§ **Stated goal**: Copy exactly the lines from the beginning of the data down to and including the line holding "const expanded = ref<boolean>(true)", without any pictures.

------ Supplied information

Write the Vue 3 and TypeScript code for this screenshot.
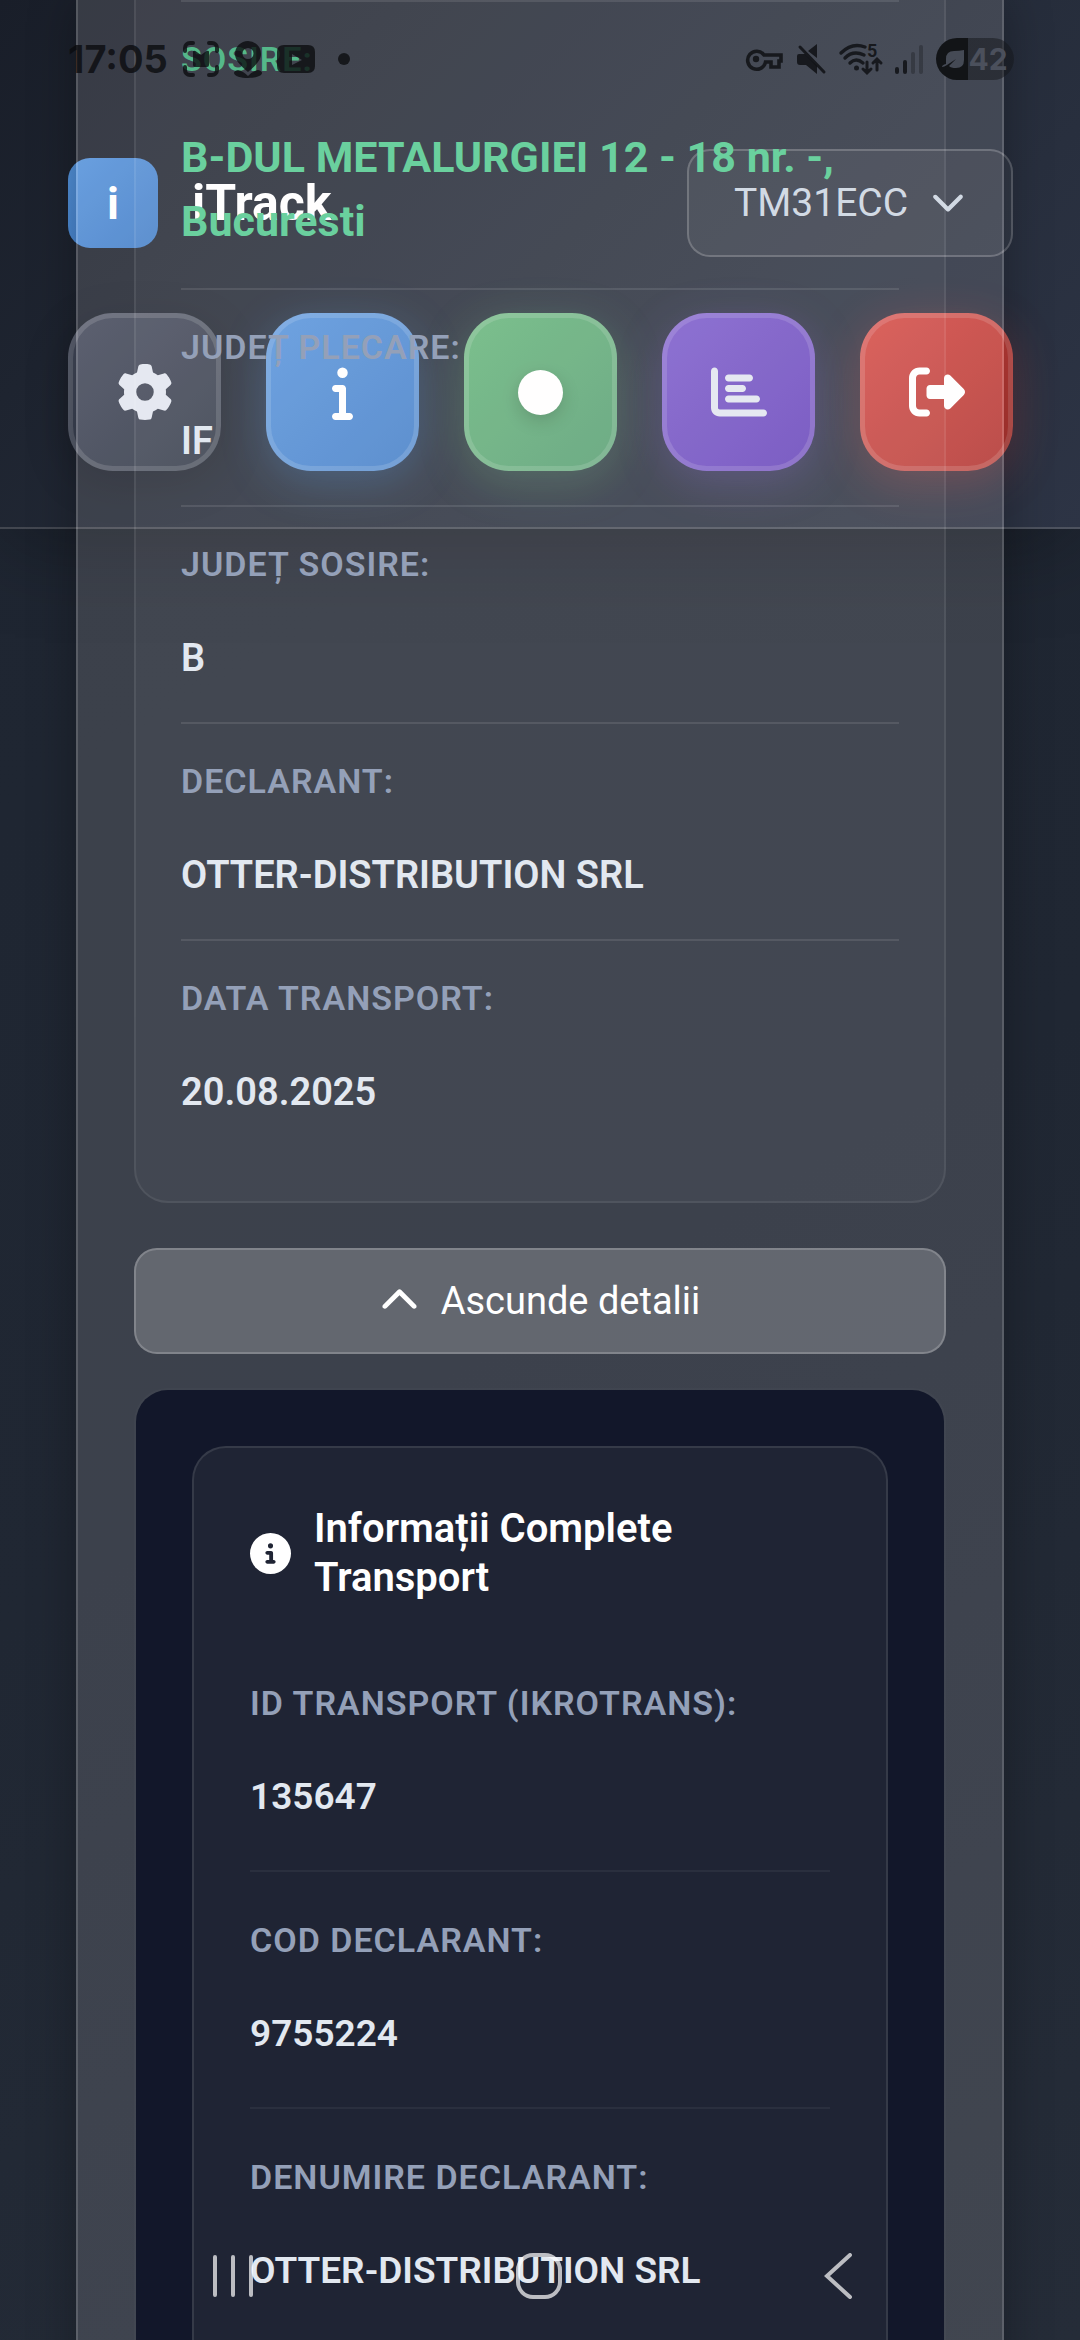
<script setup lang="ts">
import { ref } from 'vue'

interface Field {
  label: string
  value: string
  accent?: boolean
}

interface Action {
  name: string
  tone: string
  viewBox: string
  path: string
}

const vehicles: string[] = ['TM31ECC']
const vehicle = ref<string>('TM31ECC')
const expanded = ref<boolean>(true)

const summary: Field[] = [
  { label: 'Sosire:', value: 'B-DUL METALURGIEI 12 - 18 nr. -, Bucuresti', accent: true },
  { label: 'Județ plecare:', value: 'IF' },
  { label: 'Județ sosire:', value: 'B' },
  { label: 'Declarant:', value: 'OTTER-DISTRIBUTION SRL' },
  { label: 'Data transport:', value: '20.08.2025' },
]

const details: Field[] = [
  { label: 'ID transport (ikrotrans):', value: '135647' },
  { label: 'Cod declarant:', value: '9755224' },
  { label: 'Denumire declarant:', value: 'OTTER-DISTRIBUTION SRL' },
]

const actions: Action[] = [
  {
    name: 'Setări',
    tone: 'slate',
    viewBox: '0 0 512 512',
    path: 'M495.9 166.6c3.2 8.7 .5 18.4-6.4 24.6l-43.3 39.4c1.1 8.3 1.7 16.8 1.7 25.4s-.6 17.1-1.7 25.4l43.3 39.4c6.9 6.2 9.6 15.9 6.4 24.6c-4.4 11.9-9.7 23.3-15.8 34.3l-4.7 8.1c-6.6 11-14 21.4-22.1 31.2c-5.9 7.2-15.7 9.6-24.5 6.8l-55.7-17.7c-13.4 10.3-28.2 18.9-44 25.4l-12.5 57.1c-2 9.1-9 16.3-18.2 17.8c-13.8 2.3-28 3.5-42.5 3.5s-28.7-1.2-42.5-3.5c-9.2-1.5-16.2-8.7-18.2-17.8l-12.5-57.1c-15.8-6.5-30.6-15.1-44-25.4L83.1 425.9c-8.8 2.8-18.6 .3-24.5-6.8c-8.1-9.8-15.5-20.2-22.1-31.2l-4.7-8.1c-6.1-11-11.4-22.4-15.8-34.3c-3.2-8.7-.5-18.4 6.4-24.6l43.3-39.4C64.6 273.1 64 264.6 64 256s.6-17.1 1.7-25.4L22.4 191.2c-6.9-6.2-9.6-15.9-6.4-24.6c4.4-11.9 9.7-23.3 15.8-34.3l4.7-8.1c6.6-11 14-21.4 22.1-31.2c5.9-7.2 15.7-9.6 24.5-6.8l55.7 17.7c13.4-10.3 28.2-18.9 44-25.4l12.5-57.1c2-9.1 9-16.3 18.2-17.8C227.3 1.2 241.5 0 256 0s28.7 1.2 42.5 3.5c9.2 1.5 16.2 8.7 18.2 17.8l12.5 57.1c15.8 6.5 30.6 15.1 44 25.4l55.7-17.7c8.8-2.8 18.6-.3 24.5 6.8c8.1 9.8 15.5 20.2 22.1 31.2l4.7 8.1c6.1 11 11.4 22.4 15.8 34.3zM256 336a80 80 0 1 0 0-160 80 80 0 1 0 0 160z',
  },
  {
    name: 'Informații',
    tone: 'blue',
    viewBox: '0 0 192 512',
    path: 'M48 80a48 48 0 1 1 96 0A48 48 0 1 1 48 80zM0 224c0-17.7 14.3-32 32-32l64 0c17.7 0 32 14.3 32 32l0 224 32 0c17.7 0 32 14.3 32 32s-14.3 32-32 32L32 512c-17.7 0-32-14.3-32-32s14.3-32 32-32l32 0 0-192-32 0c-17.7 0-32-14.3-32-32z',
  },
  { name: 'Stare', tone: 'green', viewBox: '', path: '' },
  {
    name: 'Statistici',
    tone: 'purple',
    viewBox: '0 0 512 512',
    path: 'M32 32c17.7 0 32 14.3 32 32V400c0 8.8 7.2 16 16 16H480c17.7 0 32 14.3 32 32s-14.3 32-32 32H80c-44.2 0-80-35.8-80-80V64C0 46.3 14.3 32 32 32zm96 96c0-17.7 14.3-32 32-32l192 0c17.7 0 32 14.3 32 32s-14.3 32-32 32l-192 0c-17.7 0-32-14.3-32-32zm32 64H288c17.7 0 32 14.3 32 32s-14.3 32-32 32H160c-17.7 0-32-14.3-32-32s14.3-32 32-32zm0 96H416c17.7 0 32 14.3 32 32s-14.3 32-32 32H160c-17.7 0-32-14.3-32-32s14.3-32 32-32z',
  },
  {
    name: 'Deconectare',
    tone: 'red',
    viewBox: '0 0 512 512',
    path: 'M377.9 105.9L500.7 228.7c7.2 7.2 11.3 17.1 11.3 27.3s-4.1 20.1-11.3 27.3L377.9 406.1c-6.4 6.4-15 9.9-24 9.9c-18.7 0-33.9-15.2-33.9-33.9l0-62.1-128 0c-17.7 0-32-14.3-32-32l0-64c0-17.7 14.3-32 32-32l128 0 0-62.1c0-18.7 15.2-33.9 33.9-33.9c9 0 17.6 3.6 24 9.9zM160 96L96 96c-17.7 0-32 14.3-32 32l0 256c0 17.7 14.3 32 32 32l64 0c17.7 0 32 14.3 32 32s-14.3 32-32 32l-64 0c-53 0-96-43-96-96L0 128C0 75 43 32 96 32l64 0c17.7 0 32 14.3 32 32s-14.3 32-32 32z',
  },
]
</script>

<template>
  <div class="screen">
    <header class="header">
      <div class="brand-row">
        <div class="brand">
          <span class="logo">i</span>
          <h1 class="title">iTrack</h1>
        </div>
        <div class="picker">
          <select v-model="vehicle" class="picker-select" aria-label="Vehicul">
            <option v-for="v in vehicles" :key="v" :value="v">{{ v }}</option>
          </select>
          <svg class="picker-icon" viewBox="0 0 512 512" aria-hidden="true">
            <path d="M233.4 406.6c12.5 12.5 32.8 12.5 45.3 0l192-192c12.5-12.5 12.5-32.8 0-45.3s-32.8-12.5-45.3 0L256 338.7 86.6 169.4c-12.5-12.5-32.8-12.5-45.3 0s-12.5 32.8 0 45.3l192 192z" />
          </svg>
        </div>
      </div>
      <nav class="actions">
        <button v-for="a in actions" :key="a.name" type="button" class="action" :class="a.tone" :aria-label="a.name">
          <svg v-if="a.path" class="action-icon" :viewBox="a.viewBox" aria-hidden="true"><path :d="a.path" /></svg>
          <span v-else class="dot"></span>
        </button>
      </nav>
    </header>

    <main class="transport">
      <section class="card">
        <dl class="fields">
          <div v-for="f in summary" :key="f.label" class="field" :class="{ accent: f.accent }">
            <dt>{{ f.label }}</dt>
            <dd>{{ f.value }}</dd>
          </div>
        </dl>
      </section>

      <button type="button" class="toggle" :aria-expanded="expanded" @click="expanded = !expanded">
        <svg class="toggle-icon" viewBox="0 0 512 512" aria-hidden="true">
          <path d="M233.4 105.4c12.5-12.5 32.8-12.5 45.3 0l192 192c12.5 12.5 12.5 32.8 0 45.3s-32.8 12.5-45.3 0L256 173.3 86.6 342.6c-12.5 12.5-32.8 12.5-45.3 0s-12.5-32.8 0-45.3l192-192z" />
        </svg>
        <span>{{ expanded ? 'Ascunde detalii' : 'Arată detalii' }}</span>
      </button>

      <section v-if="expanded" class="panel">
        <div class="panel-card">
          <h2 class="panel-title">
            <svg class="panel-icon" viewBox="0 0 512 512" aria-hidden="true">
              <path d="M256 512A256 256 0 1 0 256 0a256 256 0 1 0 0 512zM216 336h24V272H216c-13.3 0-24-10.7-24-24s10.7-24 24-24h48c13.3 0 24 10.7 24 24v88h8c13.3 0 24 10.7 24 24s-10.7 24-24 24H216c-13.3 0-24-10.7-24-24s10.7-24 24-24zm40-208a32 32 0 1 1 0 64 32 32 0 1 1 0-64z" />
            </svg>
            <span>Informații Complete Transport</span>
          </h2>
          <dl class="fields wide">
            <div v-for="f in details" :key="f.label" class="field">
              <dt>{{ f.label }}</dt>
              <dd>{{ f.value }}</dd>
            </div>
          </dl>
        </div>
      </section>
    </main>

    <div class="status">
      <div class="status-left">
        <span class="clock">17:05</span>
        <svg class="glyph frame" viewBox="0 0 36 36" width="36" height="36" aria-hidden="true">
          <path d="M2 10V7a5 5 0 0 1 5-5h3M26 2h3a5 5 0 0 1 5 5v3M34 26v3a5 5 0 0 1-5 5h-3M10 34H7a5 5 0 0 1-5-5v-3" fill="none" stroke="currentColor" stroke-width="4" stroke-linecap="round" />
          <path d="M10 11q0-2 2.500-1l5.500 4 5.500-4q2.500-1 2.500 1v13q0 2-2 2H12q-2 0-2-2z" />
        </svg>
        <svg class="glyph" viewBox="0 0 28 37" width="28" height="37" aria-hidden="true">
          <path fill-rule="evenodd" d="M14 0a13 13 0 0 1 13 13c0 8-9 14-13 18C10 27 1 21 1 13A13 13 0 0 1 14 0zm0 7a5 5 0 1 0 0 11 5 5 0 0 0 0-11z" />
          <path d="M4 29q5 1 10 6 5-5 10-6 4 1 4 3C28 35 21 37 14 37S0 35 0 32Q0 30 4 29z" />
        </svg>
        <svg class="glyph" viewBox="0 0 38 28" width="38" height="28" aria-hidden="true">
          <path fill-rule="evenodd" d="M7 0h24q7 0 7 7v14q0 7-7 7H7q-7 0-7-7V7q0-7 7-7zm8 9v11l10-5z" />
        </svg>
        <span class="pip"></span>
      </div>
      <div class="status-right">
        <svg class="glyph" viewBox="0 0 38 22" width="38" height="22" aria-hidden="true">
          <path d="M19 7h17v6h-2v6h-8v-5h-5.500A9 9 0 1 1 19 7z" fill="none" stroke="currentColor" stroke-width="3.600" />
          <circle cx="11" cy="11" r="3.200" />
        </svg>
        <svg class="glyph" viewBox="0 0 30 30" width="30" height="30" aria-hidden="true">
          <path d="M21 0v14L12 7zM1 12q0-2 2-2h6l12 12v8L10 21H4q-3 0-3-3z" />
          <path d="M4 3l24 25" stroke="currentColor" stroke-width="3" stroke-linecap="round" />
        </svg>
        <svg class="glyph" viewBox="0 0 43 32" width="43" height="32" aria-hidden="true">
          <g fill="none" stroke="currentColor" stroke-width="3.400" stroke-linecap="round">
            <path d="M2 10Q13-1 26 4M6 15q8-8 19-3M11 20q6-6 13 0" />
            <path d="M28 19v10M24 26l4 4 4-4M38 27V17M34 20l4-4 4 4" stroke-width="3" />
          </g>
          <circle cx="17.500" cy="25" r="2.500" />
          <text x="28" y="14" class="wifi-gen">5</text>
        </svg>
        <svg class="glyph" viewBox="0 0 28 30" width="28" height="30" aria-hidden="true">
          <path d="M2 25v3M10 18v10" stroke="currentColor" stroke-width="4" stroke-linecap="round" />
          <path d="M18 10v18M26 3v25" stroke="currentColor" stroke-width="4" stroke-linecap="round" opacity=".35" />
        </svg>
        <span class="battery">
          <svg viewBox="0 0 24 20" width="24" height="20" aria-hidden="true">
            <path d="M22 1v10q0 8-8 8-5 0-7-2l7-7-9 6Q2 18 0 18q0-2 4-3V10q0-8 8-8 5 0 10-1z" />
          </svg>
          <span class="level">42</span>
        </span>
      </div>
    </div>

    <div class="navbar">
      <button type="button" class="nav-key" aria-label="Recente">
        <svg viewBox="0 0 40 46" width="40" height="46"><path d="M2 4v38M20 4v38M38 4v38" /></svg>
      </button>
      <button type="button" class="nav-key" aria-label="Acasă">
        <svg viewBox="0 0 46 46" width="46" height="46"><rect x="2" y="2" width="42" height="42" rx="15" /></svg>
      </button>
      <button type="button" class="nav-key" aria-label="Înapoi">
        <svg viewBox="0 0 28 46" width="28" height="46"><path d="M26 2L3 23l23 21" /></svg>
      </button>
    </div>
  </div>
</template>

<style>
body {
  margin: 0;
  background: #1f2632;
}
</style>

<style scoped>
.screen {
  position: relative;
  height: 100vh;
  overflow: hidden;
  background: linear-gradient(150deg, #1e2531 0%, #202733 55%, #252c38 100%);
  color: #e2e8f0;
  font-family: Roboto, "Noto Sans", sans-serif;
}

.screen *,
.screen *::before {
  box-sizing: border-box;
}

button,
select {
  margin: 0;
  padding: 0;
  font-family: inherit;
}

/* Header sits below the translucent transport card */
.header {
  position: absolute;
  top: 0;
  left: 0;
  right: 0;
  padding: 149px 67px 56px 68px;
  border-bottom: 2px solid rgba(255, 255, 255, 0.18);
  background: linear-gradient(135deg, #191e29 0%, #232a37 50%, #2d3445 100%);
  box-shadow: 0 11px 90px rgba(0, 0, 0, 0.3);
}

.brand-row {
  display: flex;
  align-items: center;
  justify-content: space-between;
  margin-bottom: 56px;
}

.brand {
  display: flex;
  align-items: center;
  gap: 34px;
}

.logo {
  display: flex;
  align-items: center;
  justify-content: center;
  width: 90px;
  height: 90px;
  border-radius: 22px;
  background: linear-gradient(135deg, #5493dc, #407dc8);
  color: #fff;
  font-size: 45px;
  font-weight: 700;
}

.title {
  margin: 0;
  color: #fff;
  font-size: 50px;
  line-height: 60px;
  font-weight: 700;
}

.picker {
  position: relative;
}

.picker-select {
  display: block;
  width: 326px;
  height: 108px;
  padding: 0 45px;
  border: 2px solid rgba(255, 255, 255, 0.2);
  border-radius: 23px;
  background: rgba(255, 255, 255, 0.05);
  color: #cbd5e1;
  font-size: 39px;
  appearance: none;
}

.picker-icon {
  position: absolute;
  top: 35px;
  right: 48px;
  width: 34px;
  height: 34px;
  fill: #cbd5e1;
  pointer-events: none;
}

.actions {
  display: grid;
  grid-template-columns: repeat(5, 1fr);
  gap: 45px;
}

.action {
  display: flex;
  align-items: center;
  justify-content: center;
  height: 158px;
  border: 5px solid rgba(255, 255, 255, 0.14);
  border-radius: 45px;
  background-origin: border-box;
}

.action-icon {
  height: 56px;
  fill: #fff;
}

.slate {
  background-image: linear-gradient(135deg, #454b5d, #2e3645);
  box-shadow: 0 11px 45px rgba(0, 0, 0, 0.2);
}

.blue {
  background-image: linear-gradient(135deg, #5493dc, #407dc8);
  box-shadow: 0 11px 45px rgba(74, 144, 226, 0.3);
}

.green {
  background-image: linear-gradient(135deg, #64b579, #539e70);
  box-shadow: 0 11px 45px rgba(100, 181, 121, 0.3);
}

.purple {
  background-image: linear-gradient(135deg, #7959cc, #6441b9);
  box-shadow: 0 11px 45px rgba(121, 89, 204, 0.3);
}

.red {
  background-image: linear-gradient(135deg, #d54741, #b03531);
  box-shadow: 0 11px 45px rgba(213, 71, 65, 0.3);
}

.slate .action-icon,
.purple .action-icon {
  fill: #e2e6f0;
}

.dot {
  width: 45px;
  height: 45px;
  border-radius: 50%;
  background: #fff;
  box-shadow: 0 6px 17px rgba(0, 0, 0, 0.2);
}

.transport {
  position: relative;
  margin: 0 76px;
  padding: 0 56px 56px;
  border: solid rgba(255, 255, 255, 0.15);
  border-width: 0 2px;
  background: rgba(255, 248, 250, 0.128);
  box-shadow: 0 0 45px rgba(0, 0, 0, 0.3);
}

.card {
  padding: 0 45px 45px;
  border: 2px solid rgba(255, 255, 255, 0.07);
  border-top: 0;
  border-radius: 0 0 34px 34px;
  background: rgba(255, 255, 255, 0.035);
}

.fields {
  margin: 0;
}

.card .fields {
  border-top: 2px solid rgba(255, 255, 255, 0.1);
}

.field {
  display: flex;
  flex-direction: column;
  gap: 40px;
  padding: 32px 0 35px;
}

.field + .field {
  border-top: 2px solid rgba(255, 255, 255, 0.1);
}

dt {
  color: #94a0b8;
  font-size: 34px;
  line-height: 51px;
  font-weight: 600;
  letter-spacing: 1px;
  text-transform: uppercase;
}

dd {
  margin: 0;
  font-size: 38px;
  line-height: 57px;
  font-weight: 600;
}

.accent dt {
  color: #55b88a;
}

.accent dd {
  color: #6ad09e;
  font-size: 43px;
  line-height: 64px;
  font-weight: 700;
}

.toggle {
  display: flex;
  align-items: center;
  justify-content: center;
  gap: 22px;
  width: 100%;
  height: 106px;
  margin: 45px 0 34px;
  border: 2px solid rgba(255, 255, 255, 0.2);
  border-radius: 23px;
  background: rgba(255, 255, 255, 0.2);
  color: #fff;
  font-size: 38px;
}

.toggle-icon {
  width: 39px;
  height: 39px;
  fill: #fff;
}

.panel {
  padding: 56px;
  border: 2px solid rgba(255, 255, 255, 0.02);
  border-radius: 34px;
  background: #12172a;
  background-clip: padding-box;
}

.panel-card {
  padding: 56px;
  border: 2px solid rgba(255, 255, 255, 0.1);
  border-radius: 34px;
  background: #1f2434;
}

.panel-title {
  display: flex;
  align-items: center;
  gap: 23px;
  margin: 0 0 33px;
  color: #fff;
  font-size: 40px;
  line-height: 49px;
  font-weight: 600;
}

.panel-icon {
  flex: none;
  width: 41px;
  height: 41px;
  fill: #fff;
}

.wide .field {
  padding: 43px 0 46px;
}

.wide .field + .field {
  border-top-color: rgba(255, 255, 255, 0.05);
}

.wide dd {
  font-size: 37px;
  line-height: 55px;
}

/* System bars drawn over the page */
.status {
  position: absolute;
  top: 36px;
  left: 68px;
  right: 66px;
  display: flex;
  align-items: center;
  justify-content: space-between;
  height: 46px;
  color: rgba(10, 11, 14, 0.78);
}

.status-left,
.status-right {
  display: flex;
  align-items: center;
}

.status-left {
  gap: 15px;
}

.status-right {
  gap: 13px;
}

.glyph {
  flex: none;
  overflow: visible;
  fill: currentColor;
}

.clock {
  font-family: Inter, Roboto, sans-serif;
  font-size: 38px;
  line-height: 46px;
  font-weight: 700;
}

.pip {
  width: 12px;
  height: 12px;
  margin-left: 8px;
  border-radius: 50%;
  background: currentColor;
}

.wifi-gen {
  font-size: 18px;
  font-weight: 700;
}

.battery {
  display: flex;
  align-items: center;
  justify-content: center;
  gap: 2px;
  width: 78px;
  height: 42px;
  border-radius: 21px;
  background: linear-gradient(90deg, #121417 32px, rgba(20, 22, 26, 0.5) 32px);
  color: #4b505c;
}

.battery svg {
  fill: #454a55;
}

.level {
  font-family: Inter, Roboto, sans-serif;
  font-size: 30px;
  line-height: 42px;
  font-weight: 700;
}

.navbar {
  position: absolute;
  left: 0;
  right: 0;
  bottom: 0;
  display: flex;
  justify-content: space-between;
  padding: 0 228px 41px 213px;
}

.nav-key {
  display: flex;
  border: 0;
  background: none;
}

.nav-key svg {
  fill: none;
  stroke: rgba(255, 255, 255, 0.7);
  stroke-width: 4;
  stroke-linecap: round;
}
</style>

------------

§ **Exercise output**:
Write the Vue 3 and TypeScript code for this screenshot.
<script setup lang="ts">
import { ref } from 'vue'

interface Field {
  label: string
  value: string
  accent?: boolean
}

interface Action {
  name: string
  tone: string
  viewBox: string
  path: string
}

const vehicles: string[] = ['TM31ECC']
const vehicle = ref<string>('TM31ECC')
const expanded = ref<boolean>(true)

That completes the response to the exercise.